Knives getting broken and thrown in the trash?
Sounds like a job for the Forschner Fibrox!
http://www.amazon.com/dp/B0000CF8YO/?tag=skimlinks_replacement-20

I wouldn't want to bring even a $100 knife to that work environment, it's not worth the stress. This bad boy will do the job well and is cheap enough to be easily replaced. In fact, it's cheap enough that work might spring for a few to go around.


----------



## franzb69 (Feb 17, 2013)

I would fill up the questionnaire first =D

http://www.kitchenknifeforums.com/showthread.php/2058-Which-knife-should-you-buy

answer it on here.

some of the standard questions on there weren't answered.


----------



## berko (Feb 17, 2013)

+1 fujiwara fkm


----------



## JKerr (Feb 17, 2013)

Aye, check out the Fujiwara. Tojiro DP is another decent option for a bit more.

How do you sharpen by the way?
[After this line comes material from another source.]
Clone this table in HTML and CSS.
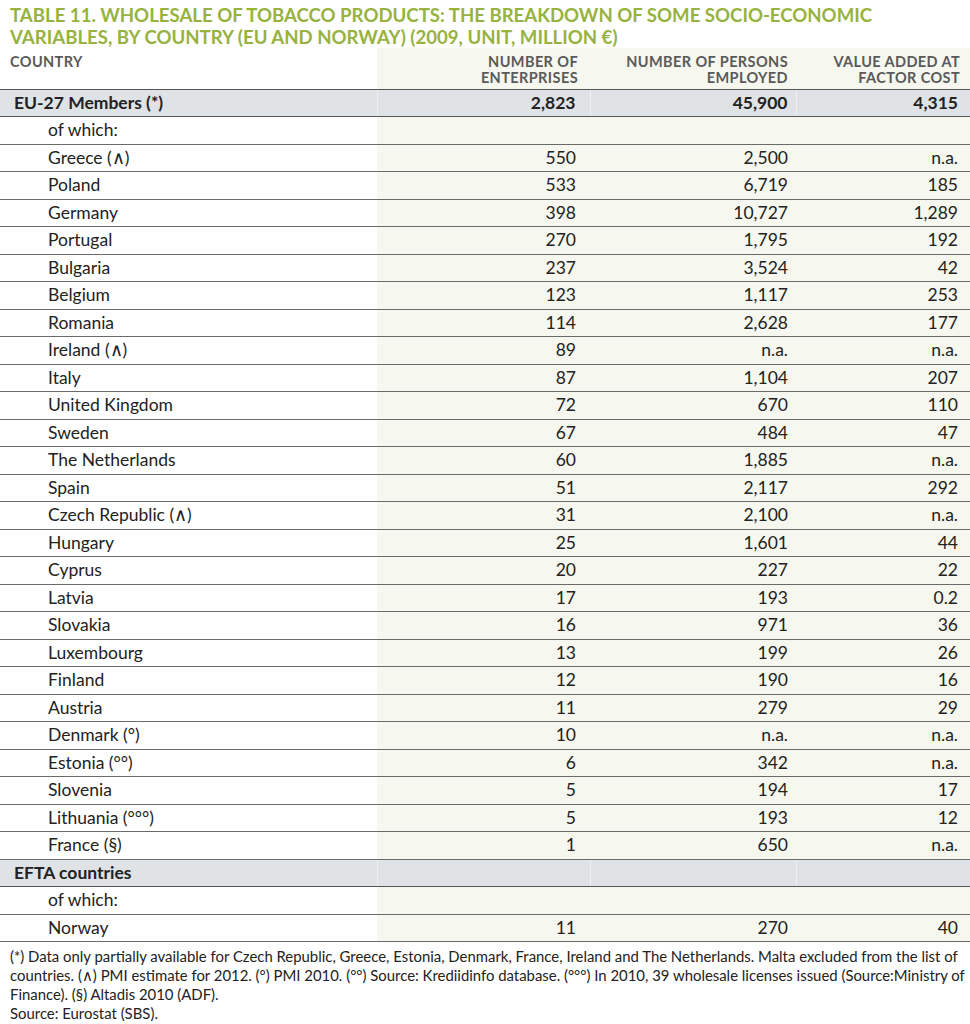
FILE: index.html
```html
<!DOCTYPE html>
<html>
<head>
<meta charset="utf-8">
<link rel="stylesheet" href="styles.css">
</head>
<body>
<div class="page">
  <h1 class="title">TABLE 11. WHOLESALE OF TOBACCO PRODUCTS: THE BREAKDOWN OF SOME SOCIO-ECONOMIC<br>VARIABLES, BY COUNTRY (EU AND NORWAY) (2009, UNIT, MILLION €)</h1>
  <table class="data">
    <colgroup>
      <col class="c1"><col class="c2"><col class="c3"><col class="c4">
    </colgroup>
    <thead>
      <tr>
        <th class="hcountry">COUNTRY</th>
        <th class="hnum">NUMBER OF<br>ENTERPRISES</th>
        <th class="hnum">NUMBER OF PERSONS<br>EMPLOYED</th>
        <th class="hnum">VALUE ADDED AT<br>FACTOR COST</th>
      </tr>
    </thead>
    <tbody>
      <tr class="group"><td class="name">EU-27 Members (*)</td><td>2,823</td><td>45,900</td><td>4,315</td></tr>
      <tr><td class="sub">of which:</td><td></td><td></td><td></td></tr>
      <tr><td class="sub">Greece (∧)</td><td>550</td><td>2,500</td><td>n.a.</td></tr>
      <tr><td class="sub">Poland</td><td>533</td><td>6,719</td><td>185</td></tr>
      <tr><td class="sub">Germany</td><td>398</td><td>10,727</td><td>1,289</td></tr>
      <tr><td class="sub">Portugal</td><td>270</td><td>1,795</td><td>192</td></tr>
      <tr><td class="sub">Bulgaria</td><td>237</td><td>3,524</td><td>42</td></tr>
      <tr><td class="sub">Belgium</td><td>123</td><td>1,117</td><td>253</td></tr>
      <tr><td class="sub">Romania</td><td>114</td><td>2,628</td><td>177</td></tr>
      <tr><td class="sub">Ireland (∧)</td><td>89</td><td>n.a.</td><td>n.a.</td></tr>
      <tr><td class="sub">Italy</td><td>87</td><td>1,104</td><td>207</td></tr>
      <tr><td class="sub">United Kingdom</td><td>72</td><td>670</td><td>110</td></tr>
      <tr><td class="sub">Sweden</td><td>67</td><td>484</td><td>47</td></tr>
      <tr><td class="sub">The Netherlands</td><td>60</td><td>1,885</td><td>n.a.</td></tr>
      <tr><td class="sub">Spain</td><td>51</td><td>2,117</td><td>292</td></tr>
      <tr><td class="sub">Czech Republic (∧)</td><td>31</td><td>2,100</td><td>n.a.</td></tr>
      <tr><td class="sub">Hungary</td><td>25</td><td>1,601</td><td>44</td></tr>
      <tr><td class="sub">Cyprus</td><td>20</td><td>227</td><td>22</td></tr>
      <tr><td class="sub">Latvia</td><td>17</td><td>193</td><td>0.2</td></tr>
      <tr><td class="sub">Slovakia</td><td>16</td><td>971</td><td>36</td></tr>
      <tr><td class="sub">Luxembourg</td><td>13</td><td>199</td><td>26</td></tr>
      <tr><td class="sub">Finland</td><td>12</td><td>190</td><td>16</td></tr>
      <tr><td class="sub">Austria</td><td>11</td><td>279</td><td>29</td></tr>
      <tr><td class="sub">Denmark (°)</td><td>10</td><td>n.a.</td><td>n.a.</td></tr>
      <tr><td class="sub">Estonia (°°)</td><td>6</td><td>342</td><td>n.a.</td></tr>
      <tr><td class="sub">Slovenia</td><td>5</td><td>194</td><td>17</td></tr>
      <tr><td class="sub">Lithuania (°°°)</td><td>5</td><td>193</td><td>12</td></tr>
      <tr><td class="sub">France (§)</td><td>1</td><td>650</td><td>n.a.</td></tr>
      <tr class="group"><td class="name">EFTA countries</td><td></td><td></td><td></td></tr>
      <tr><td class="sub">of which:</td><td></td><td></td><td></td></tr>
      <tr><td class="sub">Norway</td><td>11</td><td>270</td><td>40</td></tr>
    </tbody>
  </table>
  <div class="notes">
    <p>(*) Data only partially available for Czech Republic, Greece, Estonia, Denmark, France, Ireland and The Netherlands. Malta excluded from the list of countries. (∧) PMI estimate for 2012. (°) PMI 2010. (°°) Source: Krediidinfo database. (°°°) In 2010, 39 wholesale licenses issued (Source:Ministry of Finance). (§) Altadis 2010 (ADF).</p>
    <p>Source: Eurostat (SBS).</p>
  </div>
</div>
</body>
</html>
```

FILE: styles.css
```css
* { box-sizing: border-box; }
html, body { margin: 0; padding: 0; background: #ffffff; }
body {
  font-family: "Lato", "Open Sans", "Liberation Sans", sans-serif;
  color: #222;
  width: 970px;
}
.page { width: 970px; }
.title {
  margin: 0;
  padding: 4px 0 0 10px;
  height: 48px;
  font-size: 18.6px;
  line-height: 22px;
  font-weight: 700;
  color: #97b23e;
  letter-spacing: 0;
}
.data {
  width: 970px;
  border-collapse: collapse;
  table-layout: fixed;
}
.c1 { width: 377px; }
.c2 { width: 213px; background: #f6f7ee; }
.c3 { width: 206px; background: #f6f7ee; }
.c4 { width: 174px; background: #f6f7ee; }
thead th {
  height: 41px;
  vertical-align: top;
  font-size: 14.5px;
  line-height: 15.5px;
  letter-spacing: 0.4px;
  font-weight: 700;
  color: #5a5a5a;
  padding-top: 6px;
  border-bottom: 1px solid #555;
}
.hcountry { text-align: left; padding-left: 10px; background: #fff; }
.hnum { text-align: right; }
thead th:nth-child(2) { padding-right: 12px; }
thead th:nth-child(3) { padding-right: 8px; }
thead th:nth-child(4) { padding-right: 10px; }
tbody td {
  height: 27.5px;
  padding: 0;
  font-size: 17.5px;
  line-height: 20px;
  border-bottom: 1px solid #6a6a6a;
  text-align: right;
  vertical-align: middle;
}
tbody td:nth-child(1) { text-align: left; background: #fff; }
tbody td:nth-child(2) { padding-right: 14px; }
tbody td:nth-child(3) { padding-right: 8px; }
tbody td:nth-child(4) { padding-right: 12px; }
.sub { padding-left: 48px !important; }
.group td {
  background: #dfe3e6 !important;
  font-weight: 700;
  border-bottom: 1px solid #555;
}
.group td + td { border-left: 1px solid #eef0f2; }
.group .name { padding-left: 14px; }
.notes {
  padding: 5px 0 0 10px;
  font-size: 14.9px;
  line-height: 19px;
  color: #222;
}
.notes p { margin: 0; }
```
Without a doubt the steel on these will be better than the _Knuckle Duster_ but less forgiven and seeing as it sounds like thework environment isn't too kind on knives if you're not using stones to sharpen (and fix) said knives perhaps it'd be better to grab something you can easy maintain on a steel and isn't fragile, ie the Victorinox fibrox line as Wenus2 suggested. 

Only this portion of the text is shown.